Когда снаряжалась экспедиция к острову Врангеля на ледокольном пароходе "Литке", в ее состав был включен и Отто Артурович. Пилоту вменялось в обязанность пролететь от Берингова пролива к устью Лены и разведать ледовую обстановку. В залив Лаврентия на Чукотке пароход доставил небольшой гидросамолет В-33. Кальвица с механиками собрал его, опробовал в воздухе и вылетел на мыс Северный. Здесь он захватил представителя Совторгфлота Г. Д. Красинского и взял курс на остров Врангеля.
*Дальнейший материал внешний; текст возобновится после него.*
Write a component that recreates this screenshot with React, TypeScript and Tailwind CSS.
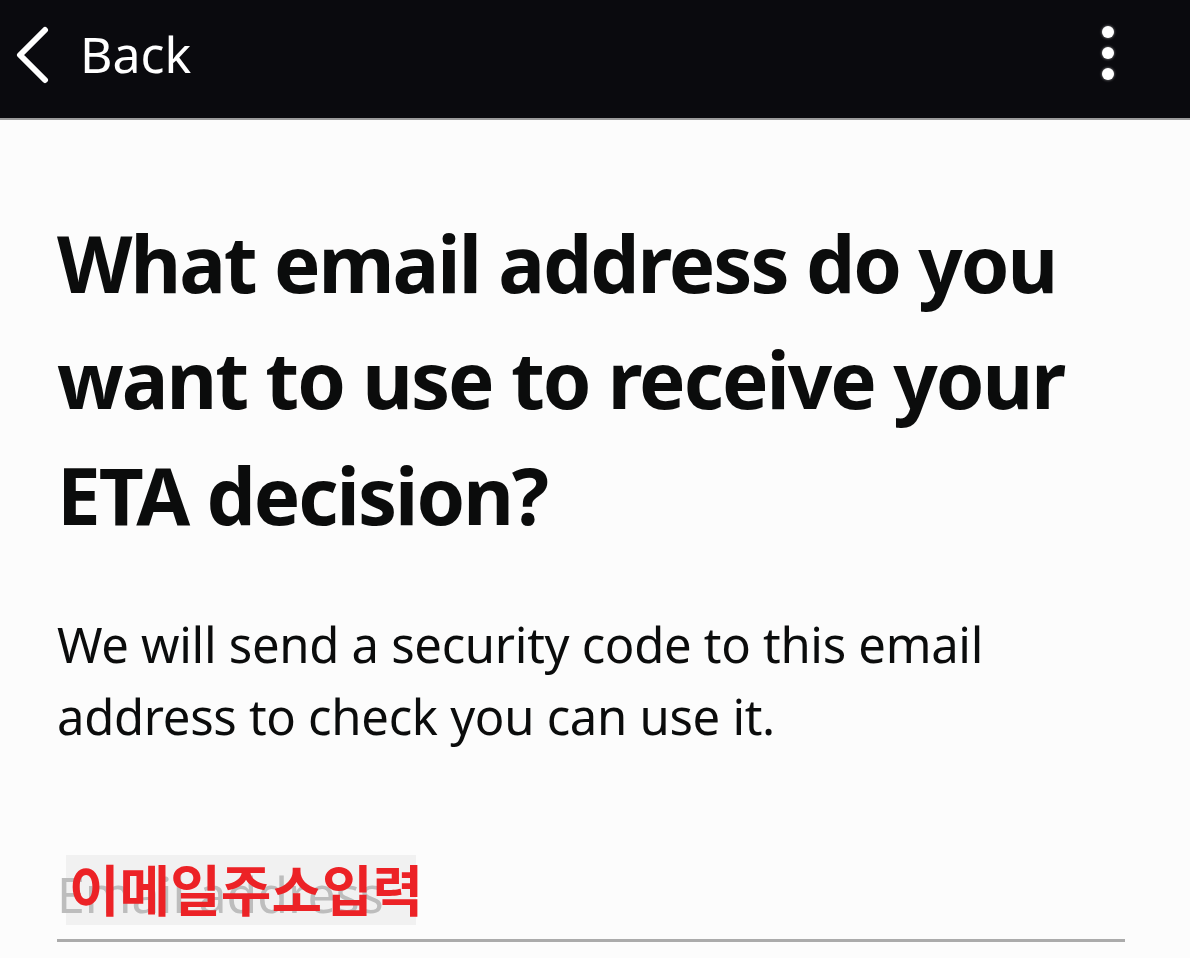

Было лето. Дымили полыньи и разводья. Тучи птиц кормились здесь рыбой. Наконец показался остров, покрытый пятнами снежников. Кальвица сбавил обороты и пошел на посадку в бухту Роджерса.

К берегу прибежал доктор с красным флагом в руках. Из-за мыса приплыл, торопливо работая веслами, Ушаков с добытым моржом. Все обнялись, как старые друзья.

Кальвица начал работу. Он выдерживал точный курс, скорость и высоту, "писал галсы", а Красинский составлял ледовую карту. Потом они слетали в Среднеколымск, где стояла мощная радиостанция, связались с Москвой и передали сводку о погоде и льдах в Чукотском море. Она предназначалась для "Литке", идущего к острову Врангеля.

Пролетая над Леной, гидросамолет потерпел аварию. С лопнувшего вала сорвался винт. Кальвице удалось посадить машину на воду.

– Отлетались! – огорченно произнес пилот.

– Зато выполнили задание, – успокоил Красинский. – Мы налетали больше пяти тысяч километров! Разве кто до нас делал такое?!

Караван барж подобрал гидросамолет. Вскоре около каравана приводнился пилот Виктор Галышев. Он доставил летчика в Якутск. Кальвицу встречали как героя. Его пригласили на заседание Совнаркома республики, где летчик рассказал о своих полетах, об экспедициях в Арктике.